● Given data
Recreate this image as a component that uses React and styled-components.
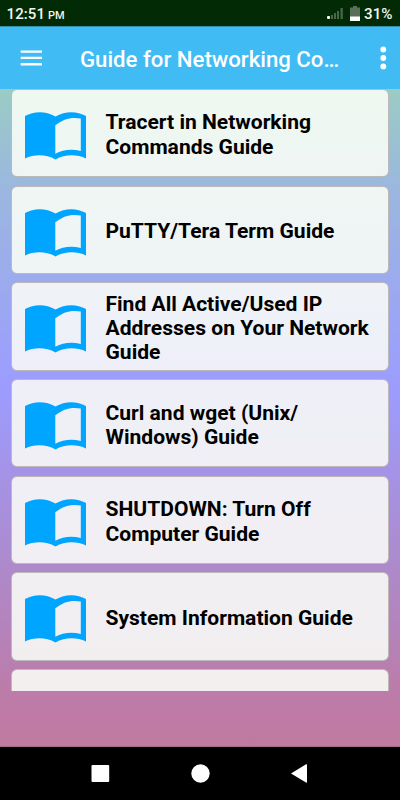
import React from 'react';
import styled, { createGlobalStyle } from 'styled-components';

const GlobalStyle = createGlobalStyle`
  * { box-sizing: border-box; }
  body { margin: 0; overflow: hidden; font-family: Roboto, sans-serif; }
  svg { display: block; flex: none; }
`;

const Screen = styled.div`
  width: 400px;
  height: 800px;
  display: flex;
  flex-direction: column;
  overflow: hidden;
`;

const StatusBar = styled.header`
  height: 26px;
  flex: none;
  display: flex;
  align-items: center;
  padding: 1px 6px 0 6.5px;
  background: #022a04;
  color: #f1f5f1;
  font-size: 15px;
  font-weight: 500;
`;

const Clock = styled.span`
  flex: 1;
  letter-spacing: 0.1px;
`;

const Meridiem = styled.span`
  margin-left: -1px;
  font-size: 11px;
`;

const Battery = styled.span`
  width: 30px;
  white-space: nowrap;
  font-size: 15.2px;
`;

const AppBar = styled.div`
  height: 63px;
  flex: none;
  display: flex;
  align-items: center;
  padding: 0 13px 0 20px;
  background: #40bbf3;
  border-top: 1px solid #328fa9;
  color: #fff;
`;

const Title = styled.h1`
  width: 264px;
  margin: 1px 36px 0 38px;
  font-size: 22.2px;
  font-weight: 500;
  line-height: 28px;
  white-space: nowrap;
`;

const IconButton = styled.button`
  display: flex;
  padding: 0;
  border: 0;
  background: none;
  color: inherit;
`;

const Content = styled.main`
  height: 658px;
  flex: none;
  background: linear-gradient(#9accc4 0, #9bb7df 100px, #9c9cff 300px, #ae89c9 485px, #bd7ba8 608px, #c07aa0 658px);
  border-bottom: 1px solid #a9698a;
`;

const List = styled.div`
  height: 602px;
  margin: 0 11px;
  overflow: hidden;
  display: flex;
  flex-direction: column;
  gap: 8.3px;
`;

const Card = styled.article`
  height: 88.4px;
  flex: none;
  display: flex;
  align-items: center;
  padding: 5.4px 12px 0 13px;
  border: 1px solid #bdb9b8;
  border-radius: 6px;
  background: linear-gradient(${({ $tint }) => $tint});
`;

const CardTitle = styled.h2`
  margin: -2px 0 0 19.5px;
  color: #000;
  font-size: 21.05px;
  font-weight: 700;
  line-height: 24.4px;
  white-space: pre;
`;

const NavBar = styled.nav`
  height: 53px;
  flex: none;
  display: flex;
  justify-content: center;
  align-items: center;
  gap: 81px;
  background: #000;
`;

const guides = [
  { title: 'Tracert in Networking\nCommands Guide', tint: '#eef8f0, #eff5f4' },
  { title: 'PuTTY/Tera Term Guide', tint: '#eff6f3, #eff4f5' },
  { title: 'Find All Active/Used IP\nAddresses on Your Network\nGuide', tint: '#eff3f6, #eeeff9' },
  { title: 'Curl and wget (Unix/\nWindows) Guide', tint: '#efeff8, #f0eff5' },
  { title: 'SHUTDOWN: Turn Off\nComputer Guide', tint: '#f0eff5, #f1eff3' },
  { title: 'System Information Guide', tint: '#f1eff3, #f2eef0' },
  { title: '', tint: '#f3efef, #f3eeee' },
];

const BookIcon = () => (
  <svg width="61" height="48" viewBox="0 0 61 48" fill="#00a5ff">
    <path
      fillRule="evenodd"
      d="M0 4C9-1.2 21-1.2 30.5 4.4C40-1.2 52-1.2 61 4V46.5C52 42 40 42 30.5 47.4C21 42 9 42 0 46.5ZM30.3 13.3V41.7C38 37.5 47 36.8 55.8 39V6.6C47 4.6 38 6.8 30.3 13.3Z"
    />
  </svg>
);

const SignalIcon = () => (
  <svg width="17" height="13" viewBox="0 0 17 13" fill="#49664b">
    <rect x="0" y="9" width="3" height="3" rx="1" fill="#fff" />
    <rect x="4" y="8" width="2" height="4" />
    <rect x="7" y="6" width="2" height="6" />
    <rect x="10" y="4" width="2" height="8" />
    <rect x="13.5" y="1" width="2.3" height="11" />
  </svg>
);

const BatteryIcon = styled(({ className }) => (
  <svg className={className} width="10" height="15" viewBox="0 0 10 15">
    <path d="M0 1.5H3V0H7V1.5H10V11H0Z" fill="#5a6e59" />
    <path d="M0 10.5H10V15H0Z" fill="#fff" />
  </svg>
))`
  margin: 0 4px 0 6px;
`;

export default function App() {
  return (
    <>
      <GlobalStyle />
      <Screen>
        <StatusBar>
          <Clock>12:51 <Meridiem>PM</Meridiem></Clock>
          <SignalIcon />
          <BatteryIcon />
          <Battery>31%</Battery>
        </StatusBar>
        <AppBar>
          <IconButton aria-label="Menu">
            <svg width="22" height="16" viewBox="0 0 22 16" fill="currentColor">
              <path d="M.7.4H22V2.7H.7ZM.7 6.7H22V9.1H.7ZM.7 13H22V15.4H.7Z" />
            </svg>
          </IconButton>
          <Title>Guide for Networking Co…</Title>
          <IconButton aria-label="More options">
            <svg width="7" height="24" viewBox="0 0 7 24" fill="currentColor">
              <circle cx="3.3" cy="3.5" r="2.9" />
              <circle cx="3.3" cy="12" r="2.9" />
              <circle cx="3.3" cy="20.4" r="2.9" />
            </svg>
          </IconButton>
        </AppBar>
        <Content>
          <List>
            {guides.map(({ title, tint }) => (
              <Card key={title} $tint={tint}>
                {title && (
                  <>
                    <BookIcon />
                    <CardTitle>{title}</CardTitle>
                  </>
                )}
              </Card>
            ))}
          </List>
        </Content>
        <NavBar>
          <svg width="19" height="19" viewBox="0 0 19 19" fill="#fff">
            <rect x=".5" y="1" width="17.7" height="17" rx="1" />
          </svg>
          <svg width="19" height="19" viewBox="0 0 19 19" fill="#fff">
            <circle cx="9.5" cy="9.5" r="9.2" />
          </svg>
          <svg width="19" height="19" viewBox="0 0 19 19" fill="#fff">
            <path d="M0 9.5L15 .3Q16 0 16 1V18Q16 19 15 18.6Z" />
          </svg>
        </NavBar>
      </Screen>
    </>
  );
}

● Challenge
From the data, list each line in which the string "components" appears.

● Answer to this problem
Recreate this image as a component that uses React and styled-components.
import styled, { createGlobalStyle } from 'styled-components';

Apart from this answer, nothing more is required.